Reading through the trade press, DLP vendor marketing collateral and various forums on information security,  the conventional wisdom is that the key threat to an organization is trusted insiders. This is arguable – since it depends on your organization, the size of the business and type of operation.   However –

This is certainly true at a national security level where trusted insiders that committed espionage have caused considerable damage.  MITRE Corporation – Detecting Insider Threat Behavior

There are three core and interrelated problem in modern data security:

  1. Systems are focussed on rule-breaking (IDS, DLP, firewalls, procedures) – yet malicious insider can engage in data theft and espionage without breaking one of the IDS/IPS/DLP rules.
  2. The rules are static (standards such as ISO 27001 or PCI DSS 1.x) or slow-moving at best (yearly IT Governance audit)
  3. Ignore collusion between insiders and malicious outsiders whether for espionage purposes (a handler who manipulates an employee) or for criminal purposes (stealing customer data for resale).

You may say – fine, let’s spend more time observing employee behavior and educate supervisors for tell-tale signs of change that may indicate impending involvement in a crime.

However – malicious outsiders (criminals, competitors, terrorists…) that may exploit employees in order to obtain confidential data is just another vulnerability in a whole line of business vulnerabilities.  Any vulnerability must be considered within the context of a threat model – the organization has assets that are damaged by threats that exploit vulnerabilities that are mitigated by countermeasures.   The organization needs to think literally  outside the box and at least attempt to identify new threats and vulnerabilities.

The issue is not that employees can be bought or manipulated, the issue is that government and other hierarchical organizations use a fixed system of security controls.  In reducing the organization’s security to passive executives of defense rules in their procedures and firewalls, we ignore the extreme ways in which attack patterns change over time.
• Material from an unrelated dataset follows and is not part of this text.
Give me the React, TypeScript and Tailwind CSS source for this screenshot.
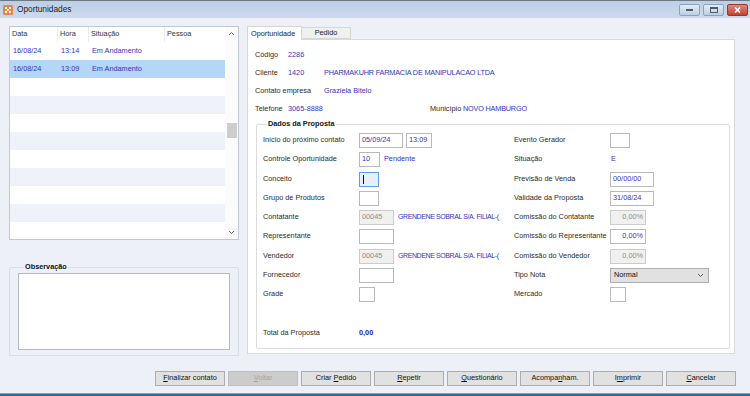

Any control policy that is presumed optimal today is likely to be obsolete tomorrow.  It is a fair assumption that an organization that doesn’t change data security procedures frequently – will provide an insider with  enough means, opportunity and social connectivity to game the system and once he or she has motivation – you have a crime.

Learning about change and changing your security systems must be at the heart of day-to-day security management.